Example 11-3. Expanding the module even further
<?xml version="1.0"?>
<rdf:RDF 
xmlns:rdf="http://www.w3.org/1999/02/22-rdf-syntax-ns#"
xmlns:dc="http://purl.org/dc/elements/1.1/"
xmlns:foaf="http://xmlns.com/foaf/0.1/"
xmlns:book="http://www.exampleurl.com/namespaces"
xmlns="http://purl.org/rss/1.0/"
>
   
<item rdf:about="urn:isbn:0765304368">
  <title>Down and Out in the Magic Kingdom</title>
  <link>http://isbn.nu/0765304368/</link>
  <dc:author rdf:resource="mailto:doctorow@craphound.com" />
  <dc:publisher>Tor Books</dc:publisher>
  <book:isbn>0765304368</book:isbn>
  <dc:subject>Fiction</dc:subject>
  <dc:date>2003-02-01T00:01+00:00</dc:date>
  <book:openingPara> I lived long enough to see the cure for death; to see the rise of the       
Bitchun Society, to learn ten languages; to compose three symphonies; to realize my 
boyhood dream of taking up residence in Disney World; to see the death of the workplace 
and of work.</book:openingPara>
</item>
   
<dc:author rdf:about="mailto:doctorow@craphound.com">
 <foaf:Person>
   <foaf:name>Cory Doctorow</foaf:name>
   <foaf:title>Mr</foaf:title>
   <foaf:firstName>Cory</foaf:firstName>
   <foaf:surname>Doctorow</foaf:surname>
   <foaf:homepage rdf:resource="http://www.craphound.com"/>
   <foaf:workPlaceHomepage rdf:resource="http://www.eff.org/" />
 </foaf:Person>
</dc:author>
   
</rdf:RDF>

Because only you, as the module designer, know the scope of the data you want to put across, you must document your module accordingly.

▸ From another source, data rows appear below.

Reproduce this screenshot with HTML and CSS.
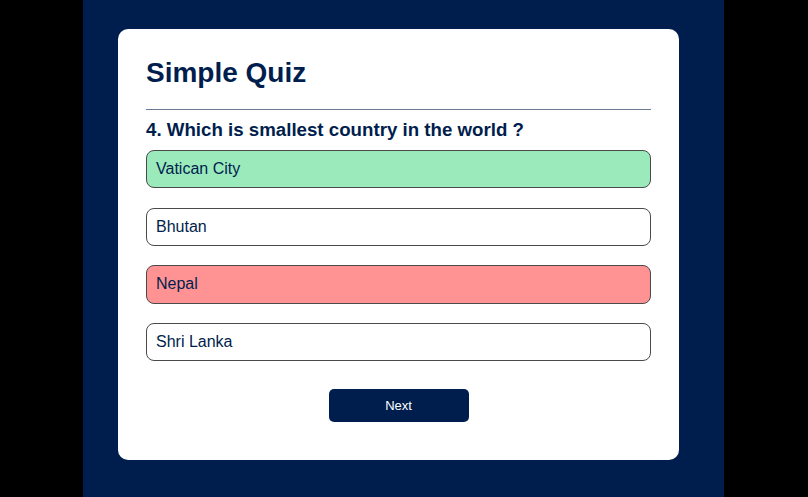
FILE: index.html
```html
<!DOCTYPE html>
<html>
<head>
<meta charset="utf-8">
<link rel="stylesheet" href="styles.css">
</head>
<body>
<div class="app">
  <div class="card">
    <h1 class="title">Simple Quiz</h1>
    <div class="quiz">
      <h2 class="question">4. Which is smallest country in the world ?</h2>
      <div class="answers">
        <button class="answer correct">Vatican City</button>
        <button class="answer">Bhutan</button>
        <button class="answer incorrect">Nepal</button>
        <button class="answer">Shri Lanka</button>
      </div>
      <button class="next">Next</button>
    </div>
  </div>
</div>
</body>
</html>
```

FILE: styles.css
```css
* { box-sizing: border-box; }
html, body { margin: 0; padding: 0; }
body {
  background: #000;
  font-family: "Liberation Sans", Arial, sans-serif;
  height: 497px;
  overflow: hidden;
}
.app {
  width: 641px;
  margin-left: 83px;
  height: 497px;
  background: #001e4d;
  padding-top: 29px;
}
.card {
  width: 561px;
  margin-left: 35px;
  background: #fff;
  border-radius: 10px;
  padding: 28px 28px 38px;
  height: 431px;
}
.title {
  margin: 0;
  font-size: 28px;
  font-weight: bold;
  color: #001e4d;
  padding-bottom: 20px;
  border-bottom: 1px solid #6d7c96;
}
.question {
  margin: 9px 0 9px;
  font-size: 18.7px;
  font-weight: bold;
  color: #001e4d;
}
.answers {
  display: flex;
  flex-direction: column;
  gap: 19.2px;
}
.answer {
  display: block;
  width: 100%;
  text-align: left;
  font-family: "Liberation Sans", Arial, sans-serif;
  font-size: 16px;
  color: #001e4d;
  background: #fff;
  border: 1px solid #4a4a4a;
  border-radius: 8px;
  padding: 9px 9px;
  line-height: 18.4px;
}
.answer.correct { background: #9aeabc; }
.answer.incorrect { background: #ff9393; }
.next {
  display: block;
  margin: 28px auto 0;
  width: 140px;
  height: 33px;
  background: #001e4d;
  color: #fff;
  border: none;
  border-radius: 5px;
  font-family: "Liberation Sans", Arial, sans-serif;
  font-size: 13px;
}
```
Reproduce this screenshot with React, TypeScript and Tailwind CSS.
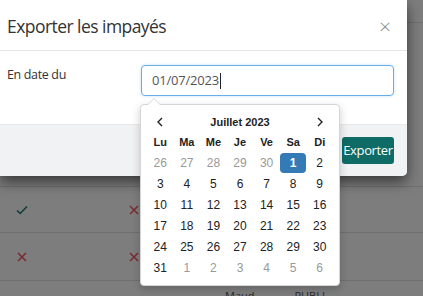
import React from "react";

const weeks: [number, boolean][][] = [
  [[26, true], [27, true], [28, true], [29, true], [30, true], [1, false], [2, false]],
  [[3, false], [4, false], [5, false], [6, false], [7, false], [8, false], [9, false]],
  [[10, false], [11, false], [12, false], [13, false], [14, false], [15, false], [16, false]],
  [[17, false], [18, false], [19, false], [20, false], [21, false], [22, false], [23, false]],
  [[24, false], [25, false], [26, false], [27, false], [28, false], [29, false], [30, false]],
  [[31, false], [1, true], [2, true], [3, true], [4, true], [5, true], [6, true]],
];

const days = ["Lu", "Ma", "Me", "Je", "Ve", "Sa", "Di"];

function Check() {
  return (
    <svg width="12" height="10" viewBox="0 0 12 10">
      <path d="M1 5.5 L4.2 8.5 L11 1.5" stroke="#0c3d3a" strokeWidth="1.6" fill="none" />
    </svg>
  );
}
function Cross() {
  return (
    <svg width="10" height="10" viewBox="0 0 10 10">
      <path d="M1 1 L9 9 M9 1 L1 9" stroke="#7a2a2e" strokeWidth="1.5" fill="none" />
    </svg>
  );
}

export default function App() {
  return (
    <div
      className="relative w-[423px] h-[296px] overflow-hidden bg-[#7d7d7d]"
      style={{ fontFamily: '"Open Sans", "Noto Sans", sans-serif' }}
    >
      {/* background table */}
      <div className="flex flex-col pt-[22px]">
        <div className="h-[164px] border-t border-[#6f6f6f]" />
        <div className="h-[46px] border-t border-[#6f6f6f] flex items-center">
          <div className="w-[44px] flex justify-center"><Check /></div>
          <div className="w-[80px]" />
          <div className="w-[20px] flex justify-center"><Cross /></div>
        </div>
        <div className="h-[48px] border-t border-[#6f6f6f] flex items-center">
          <div className="w-[44px] flex justify-center"><Cross /></div>
          <div className="w-[80px]" />
          <div className="w-[20px] flex justify-center"><Cross /></div>
        </div>
        <div className="border-t border-[#6f6f6f] pt-[9px] pl-[225px] text-[11px] leading-none text-[#2a2a2a] flex gap-[40px]">
          <span>Maud</span>
          <span>PUBLI</span>
        </div>
      </div>

      {/* modal */}
      <div className="absolute left-0 top-0 w-[407px] h-[176px] bg-white rounded-br-[5px] shadow-[0_6px_14px_rgba(0,0,0,0.55)] flex flex-col">
        <div className="h-[51px] border-b border-[#e5e5e5] flex items-center justify-between pl-[7px] pr-[16px] pt-[2px]">
          <span className="text-[17.5px] text-[#333] tracking-[-0.55px]">Exporter les impayés</span>
          <span className="text-[21px] leading-none text-[#888] font-light">×</span>
        </div>
        <div className="h-[73px] flex pl-[7px] pr-[13px] pt-[14px]">
          <span className="w-[134px] text-[12.5px] text-[#333] tracking-[-0.35px] pt-[1px]">En date du</span>
          <div className="flex-1 h-[31px] border border-[#66afe9] rounded-[4px] flex items-center pl-[10px] text-[13px] text-[#555] tracking-[-0.2px] shadow-[0_0_3px_rgba(102,175,233,0.4)]">
            <span>01/07/2023</span>
            <span className="w-[1px] h-[16px] bg-[#222] ml-[1px]" />
          </div>
        </div>
        <div className="flex-1 bg-[#f1f2f4] border-t border-[#e8e8e8] rounded-br-[5px] flex items-center justify-end pr-[13px]">
          <div className="h-[27px] w-[52px] bg-[#0e6b66] rounded-[3px] text-white text-[13px] flex items-center justify-center tracking-[-0.35px]">
            Exporter
          </div>
        </div>
      </div>

      {/* datepicker */}
      <div
        className="absolute left-[140px] top-[104px] w-[200px] h-[182px] bg-white border border-[#d5d5d5] rounded-[4px] shadow-[0_3px_8px_rgba(0,0,0,0.2)] px-[6px] pt-[7px]"
        style={{ fontFamily: '"Liberation Sans", Arial, sans-serif' }}
      >
        <div className="absolute left-[6px] top-[-7px] w-0 h-0 border-x-[7px] border-x-transparent border-b-[7px] border-b-[#d5d5d5]" />
        <div className="absolute left-[7px] top-[-6px] w-0 h-0 border-x-[6px] border-x-transparent border-b-[6px] border-b-white" />
        <div className="grid grid-cols-7 text-[12px] text-[#222]">
          <div className="h-[20px] flex items-center justify-center">
            <svg width="8" height="10" viewBox="0 0 8 10"><path d="M6 1 L2 5 L6 9" stroke="#222" strokeWidth="1.4" fill="none" /></svg>
          </div>
          <div className="col-span-5 h-[20px] flex items-center justify-center font-bold text-[11px]">Juillet 2023</div>
          <div className="h-[20px] flex items-center justify-center">
            <svg width="8" height="10" viewBox="0 0 8 10"><path d="M2 1 L6 5 L2 9" stroke="#222" strokeWidth="1.4" fill="none" /></svg>
          </div>
          {days.map((d) => (
            <div key={d} className="h-[20px] flex items-center justify-center font-bold text-[11px]">{d}</div>
          ))}
          {weeks.flat().map(([n, muted], i) => {
            const sel = i === 5;
            return (
              <div key={i} className="h-[21px] flex items-center justify-center">
                <div
                  className={
                    sel
                      ? "w-[26px] h-[20px] rounded-[4px] bg-[#337ab7] text-white font-bold flex items-center justify-center"
                      : muted
                      ? "text-[#999]"
                      : "text-[#222]"
                  }
                >
                  {n}
                </div>
              </div>
            );
          })}
        </div>
      </div>
    </div>
  );
}
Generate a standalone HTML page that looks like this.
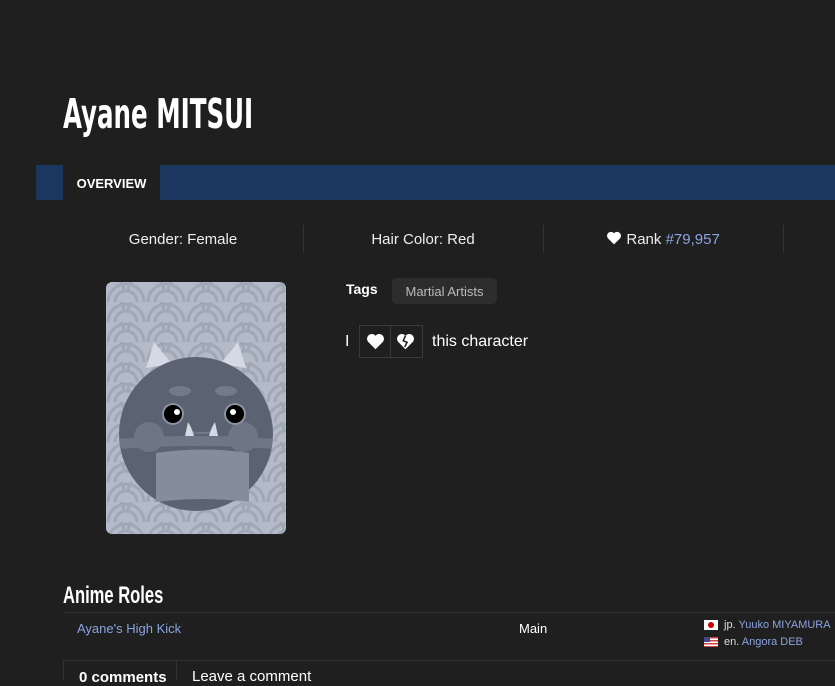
<!DOCTYPE html>
<html><head><meta charset="utf-8"><style>
*{margin:0;padding:0;box-sizing:border-box}
body{width:835px;height:676px;background:#1f1f1f;color:#eee;font-family:"Liberation Sans",sans-serif;overflow:hidden;position:relative}
.a{position:absolute}
h1{position:absolute;left:63px;top:90px;font-family:"Liberation Sans Narrow","DejaVu Sans Condensed","Liberation Sans",sans-serif;font-weight:bold;font-size:41px;color:#fff;transform:scaleX(0.665);transform-origin:left;white-space:nowrap}
.nav{left:36px;top:165px;width:799px;height:35px;background:#1b365f}
.tab{left:63px;top:165px;width:97px;height:35px;background:#1f1f1f;font-size:13px;font-weight:bold;color:#fff;text-align:center;line-height:37px}
.st{top:225px;height:28px;width:240px;text-align:center;font-size:15px;line-height:30px;color:#eee}
.dv{top:225px;width:1px;height:28px;background:#333}
.blue{color:#8aa4e0}
.h2{left:63px;top:582px;font-size:24px;font-weight:bold;color:#fff;font-family:"Liberation Sans Narrow","Liberation Sans",sans-serif;transform:scaleX(0.69);transform-origin:left;white-space:nowrap}
.ln{height:1px;background:#333}
</style></head><body>
<h1>Ayane MITSUI</h1>
<div class="a nav"></div>
<div class="a tab">OVERVIEW</div>
<div class="a st" style="left:63px">Gender: Female</div>
<div class="a dv" style="left:303px"></div>
<div class="a st" style="left:303px">Hair Color: Red</div>
<div class="a dv" style="left:543px"></div>
<div class="a st" style="left:543px"><svg width="16" height="14" viewBox="0 0 24 22" style="vertical-align:-1px"><path d="M12 21 L2.5 11.5 A5.5 5.5 0 0 1 12 3.5 A5.5 5.5 0 0 1 21.5 11.5 Z" fill="#fff"/></svg> Rank <span class="blue">#79,957</span></div>
<div class="a dv" style="left:783px"></div>

<svg class="a" style="left:106px;top:282px" width="180" height="252" viewBox="0 0 180 252">
<defs><pattern id="p" width="40" height="20" patternUnits="userSpaceOnUse">
<rect width="40" height="20" fill="#b4bbc8"/>
<g fill="none" stroke="#a0a8b6" stroke-width="3"><path d="M2 20 A18 18 0 0 1 38 20 M9 20 A11 11 0 0 1 31 20 M-18 10 A18 18 0 0 1 18 10 M22 10 A18 18 0 0 1 58 10"/></g>
</pattern><clipPath id="c"><circle cx="90" cy="152" r="77"/></clipPath></defs>
<rect width="180" height="252" rx="6" fill="url(#p)"/>
<path d="M40 86 L48 60 Q56 70 66 82 Z" fill="#d5d9e4"/>
<path d="M140 86 L132 60 Q124 70 114 82 Z" fill="#d5d9e4"/>
<circle cx="90" cy="152" r="77" fill="#5b6271"/>
<g clip-path="url(#c)"><path d="M0 158 Q90 150 180 158 L180 168 Q90 160 0 168 Z" fill="#6f7685"/></g>
<circle cx="43" cy="155" r="15" fill="#6e7584"/><circle cx="137" cy="155" r="15" fill="#6e7584"/>
<path d="M50 171 Q96 164 143 171 L143 220 Q96 214 50 220 Z" fill="#858c9a"/>
<ellipse cx="74" cy="109" rx="11" ry="5" fill="#737a89"/><ellipse cx="120" cy="109" rx="11" ry="5" fill="#737a89"/>
<circle cx="67" cy="132" r="11" fill="#8a91a0"/><circle cx="67" cy="132" r="9" fill="#000"/><circle cx="71" cy="130" r="3" fill="#fff"/>
<circle cx="129" cy="132" r="11" fill="#8a91a0"/><circle cx="129" cy="132" r="9" fill="#000"/><circle cx="127" cy="130" r="3" fill="#fff"/>
<path d="M82 150 Q96 152 108 150" stroke="#737a89" stroke-width="2" fill="none"/>
<path d="M79 154 L82 140 Q86 146 88 154 Z M103 154 Q105 146 109 140 L112 154 Z" fill="#d5d9e4"/>
</svg>

<div class="a" style="left:346px;top:281px;font-size:14px;font-weight:bold;color:#fff">Tags</div>
<div class="a" style="left:392px;top:278px;width:105px;height:26px;background:#2d2d2d;border-radius:5px;font-size:13px;color:#bbb;text-align:center;line-height:27px">Martial Artists</div>
<div class="a" style="left:345px;top:333px;font-size:16px;color:#fff">I</div>
<div class="a" style="left:359px;top:325px;width:64px;height:33px;border:1px solid #3a3a3a"></div>
<div class="a" style="left:390px;top:325px;width:1px;height:33px;background:#3a3a3a"></div>
<svg class="a" style="left:366px;top:333px" width="19" height="17" viewBox="0 0 24 22"><path d="M12 21 L2.5 11.5 A5.5 5.5 0 0 1 12 3.5 A5.5 5.5 0 0 1 21.5 11.5 Z" fill="#fff"/></svg>
<svg class="a" style="left:396px;top:333px" width="19" height="17" viewBox="0 0 24 22"><path d="M12 21 L2.5 11.5 A5.5 5.5 0 0 1 12 3.5 A5.5 5.5 0 0 1 21.5 11.5 Z" fill="#fff"/><path d="M12 3.5 L9 10 L14 12 L11 18" stroke="#1f1f1f" stroke-width="2" fill="none"/></svg>
<div class="a" style="left:432px;top:333px;font-size:16px;color:#fff">this character</div>

<div class="a h2">Anime Roles</div>
<div class="a ln" style="left:63px;top:612px;width:772px"></div>
<div class="a" style="left:77px;top:621px;font-size:13px;color:#8aa4e0">Ayane's High Kick</div>
<div class="a" style="left:519px;top:621px;font-size:13px;color:#fff">Main</div>
<div class="a" style="left:704px;top:620px;width:14px;height:10px;background:#fff"><div style="margin:2px auto;width:6px;height:6px;border-radius:50%;background:#c00"></div></div>
<div class="a" style="left:724px;top:619px;font-size:11px;color:#ddd">jp. <span class="blue">Yuuko MIYAMURA</span></div>
<div class="a" style="left:704px;top:637px;width:14px;height:10px;background:repeating-linear-gradient(#c44 0 1.5px,#fff 1.5px 3px)"><div style="width:6px;height:5px;background:#448"></div></div>
<div class="a" style="left:724px;top:636px;font-size:11px;color:#ddd">en. <span class="blue">Angora DEB</span></div>
<div class="a ln" style="left:63px;top:660px;width:772px"></div>
<div class="a" style="left:63px;top:660px;width:114px;height:20px;border:1px solid #333;border-bottom:none;font-size:15px;font-weight:bold;color:#fff;padding:8px 0 0 15px">0 comments</div>
<div class="a" style="left:192px;top:668px;font-size:15px;color:#fff">Leave a comment</div>
</body></html>
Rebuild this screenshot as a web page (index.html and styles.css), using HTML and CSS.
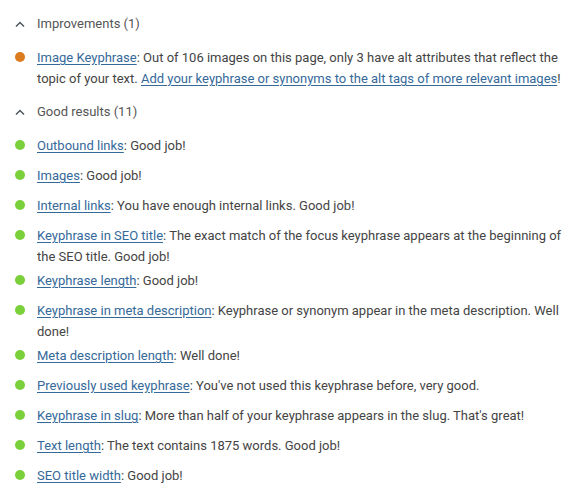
FILE: index.html
```html
<!DOCTYPE html>
<html lang="en">
<head>
    <meta charset="UTF-8">
    <meta name="viewport" content="width=device-width, initial-scale=1.0">
    <title>SEO analysis</title>
    <link rel="stylesheet" href="styles.css">
</head>
<body>
    <div class="results">
        <div class="section">
            <div class="section-head">
                <svg class="chevron" width="10" height="6" viewBox="0 0 10 6"><polyline points="1,5.5 5,1.5 9,5.5" fill="none" stroke="#50575e" stroke-width="1.5"></polyline></svg>
                <span>Improvements (1)</span>
            </div>
            <ul class="result-list">
                <li><span class="bullet orange"></span><p><a href="#">Image Keyphrase</a>: Out of 106 images on this page, only 3 have alt attributes that reflect the topic of your text. <a href="#">Add your keyphrase or synonyms to the alt tags of more relevant images</a>!</p></li>
            </ul>
        </div>
        <div class="section">
            <div class="section-head">
                <svg class="chevron" width="10" height="6" viewBox="0 0 10 6"><polyline points="1,5.5 5,1.5 9,5.5" fill="none" stroke="#50575e" stroke-width="1.5"></polyline></svg>
                <span>Good results (11)</span>
            </div>
            <ul class="result-list">
                <li><span class="bullet green"></span><p><a href="#">Outbound links</a>: Good job!</p></li>
                <li><span class="bullet green"></span><p><a href="#">Images</a>: Good job!</p></li>
                <li><span class="bullet green"></span><p><a href="#">Internal links</a>: You have enough internal links. Good job!</p></li>
                <li><span class="bullet green"></span><p><a href="#">Keyphrase in SEO title</a>: The exact match of the focus keyphrase appears at the beginning of the SEO title. Good job!</p></li>
                <li><span class="bullet green"></span><p><a href="#">Keyphrase length</a>: Good job!</p></li>
                <li><span class="bullet green"></span><p><a href="#">Keyphrase in meta description</a>: Keyphrase or synonym appear in the meta description. Well done!</p></li>
                <li><span class="bullet green"></span><p><a href="#">Meta description length</a>: Well done!</p></li>
                <li><span class="bullet green"></span><p><a href="#">Previously used keyphrase</a>: You've not used this keyphrase before, very good.</p></li>
                <li><span class="bullet green"></span><p><a href="#">Keyphrase in slug</a>: More than half of your keyphrase appears in the slug. That's great!</p></li>
                <li><span class="bullet green"></span><p><a href="#">Text length</a>: The text contains 1875 words. Good job!</p></li>
                <li><span class="bullet green"></span><p><a href="#">SEO title width</a>: Good job!</p></li>
            </ul>
        </div>
    </div>
</body>
</html>
```

FILE: styles.css
```css
body {
    margin: 0;
    background-color: #fff;
    font-family: "Segoe UI", Roboto, "Liberation Sans", sans-serif;
    font-size: 13px;
    line-height: 21px;
    color: #444;
}
.results { padding: 4px 6px 0 15px; }
.section-head { display: flex; align-items: center; gap: 12px; padding: 9px 0 13px; color: #555; }
.chevron { flex: none; }
.result-list { list-style: none; margin: 0; padding: 0; }
.result-list li { display: flex; align-items: flex-start; gap: 12px; min-height: 27px; margin-bottom: 3px; }
.result-list p { margin: 0; }
.bullet { flex: none; width: 10px; height: 10px; border-radius: 50%; margin-top: 5px; }
.bullet.orange { background-color: #dc7a1e; }
.bullet.green { background-color: #7ad03a; }
a { color: #35699a; text-decoration: underline; text-underline-offset: 2px; }
```
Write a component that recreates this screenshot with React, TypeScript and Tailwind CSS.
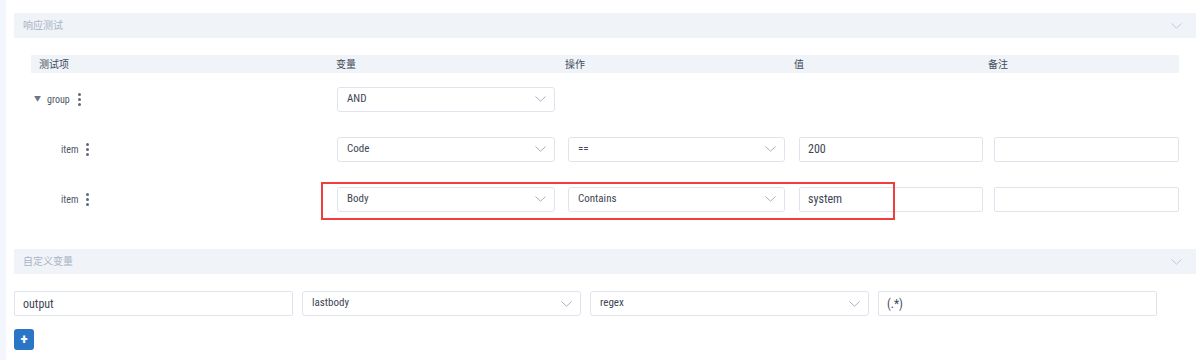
import React from "react";

const latin = {
  fontFamily:
    '"Liberation Sans Narrow", "Roboto Condensed", Roboto, "Noto Sans CJK SC", sans-serif',
};
const cjk = { fontFamily: 'Roboto, "Noto Sans CJK SC", sans-serif' };

function Chevron({ className = "" }: { className?: string }) {
  return (
    <svg width="11" height="6" viewBox="0 0 11 6" className={className} fill="none">
      <polyline points="0.5,0.5 5.5,5.2 10.5,0.5" stroke="currentColor" strokeWidth="1" />
    </svg>
  );
}

function Dots() {
  return (
    <span className="flex flex-col gap-[2px] ml-[8px]">
      <span className="w-[3px] h-[3px] rounded-full bg-[#5f6877]" />
      <span className="w-[3px] h-[3px] rounded-full bg-[#5f6877]" />
      <span className="w-[3px] h-[3px] rounded-full bg-[#5f6877]" />
    </span>
  );
}

function Select({ w, text }: { w: string; text: string }) {
  return (
    <div
      className={`${w} h-[25px] border border-[#dfe4ec] rounded-[3px] bg-white flex items-center justify-between pl-[9px] pr-[8px] shrink-0`}
    >
      <span className="text-[11px] text-[#3d4654]" style={latin}>
        {text}
      </span>
      <Chevron className="text-[#a7b0c0]" />
    </div>
  );
}

function Input({ w, text }: { w: string; text?: string }) {
  return (
    <div
      className={`${w} h-[25px] border border-[#dfe4ec] rounded-[2px] bg-white flex items-center pl-[8px] shrink-0`}
    >
      <span className="text-[12px] text-[#3d4654]" style={latin}>
        {text}
      </span>
    </div>
  );
}

function SectionHeader({ title }: { title: string }) {
  return (
    <div className="h-[25px] bg-[#f0f3f8] flex items-center justify-between pl-[9px] pr-[14px]">
      <span className="text-[10px] text-[#a9b3c4]" style={cjk}>
        {title}
      </span>
      <Chevron className="text-[#c3cad6]" />
    </div>
  );
}

function ItemLabel() {
  return (
    <div className="w-[306px] shrink-0 flex items-center pl-[30px]">
      <span className="text-[10px] text-[#4d5665]" style={latin}>
        item
      </span>
      <Dots />
    </div>
  );
}

export default function App() {
  return (
    <div className="w-[1200px] h-[360px] bg-white flex overflow-hidden">
      <div className="w-[6px] h-full bg-[#f3f6fc] shrink-0" />
      <div className="flex-1 pl-[8px] pr-[8px] pt-[13px]">
        <SectionHeader title="响应测试" />
        <div className="pl-[17px] pr-[17px] pt-[17px]">
          <div
            className="h-[18px] bg-[#f0f3f8] flex items-center text-[10px] text-[#3f4a5a]"
            style={cjk}
          >
            <span className="w-[305px] pl-[8px] shrink-0">测试项</span>
            <span className="w-[229px] shrink-0">变量</span>
            <span className="w-[229px] shrink-0">操作</span>
            <span className="w-[194px] shrink-0">值</span>
            <span>备注</span>
          </div>
          <div className="h-[1px]" />
          {/* group row */}
          <div className="h-[50px] flex items-center">
            <div className="w-[306px] shrink-0 flex items-center pl-[3px]">
              <span className="text-[7px] text-[#6b7482] mr-[6px] leading-none" style={latin}>
                ▼
              </span>
              <span className="text-[10px] text-[#4d5665]" style={latin}>
                group
              </span>
              <Dots />
            </div>
            <Select w="w-[218px]" text="AND" />
          </div>
          {/* item rows */}
          <div className="h-[50px] flex items-center">
            <ItemLabel />
            <Select w="w-[218px]" text="Code" />
            <div className="w-[13px] shrink-0" />
            <Select w="w-[217px]" text="==" />
            <div className="w-[14px] shrink-0" />
            <Input w="w-[184px]" text="200" />
            <div className="w-[11px] shrink-0" />
            <Input w="w-[185px]" />
          </div>
          <div className="h-[50px] flex items-center relative">
            <ItemLabel />
            <Select w="w-[218px]" text="Body" />
            <div className="w-[13px] shrink-0" />
            <Select w="w-[217px]" text="Contains" />
            <div className="w-[14px] shrink-0" />
            <Input w="w-[184px]" text="system" />
            <div className="w-[11px] shrink-0" />
            <Input w="w-[185px]" />
            <div className="absolute left-[290px] top-[8px] w-[574px] h-[38px] border-2 border-[#f23d3d] pointer-events-none" />
          </div>
        </div>
        <div className="mt-[25px]">
          <SectionHeader title="自定义变量" />
        </div>
        <div className="flex gap-[9px] mt-[17px]">
          <Input w="w-[279px]" text="output" />
          <Select w="w-[279px]" text="lastbody" />
          <Select w="w-[279px]" text="regex" />
          <Input w="w-[279px]" text="(.*)" />
        </div>
        <button
          className="mt-[13px] w-[20px] h-[21px] rounded-[3px] bg-[#2a76c6] text-white flex items-center justify-center text-[15px] leading-none font-bold"
          style={latin}
        >
          +
        </button>
      </div>
      <div className="w-px shrink-0 flex flex-col">
        <div className="h-[58px]" />
        <div className="flex-1 bg-[#d7dce4]" />
      </div>
    </div>
  );
}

Speaking of which . . .

11.2.5 Documentation

You must document your module. It is obligatory. The place to do this is at the address you are using as the namespace URI. Without documentation, no one will know precisely what you mean, and no one will be able to support your module. Without support, the module is worthless on the wider stage.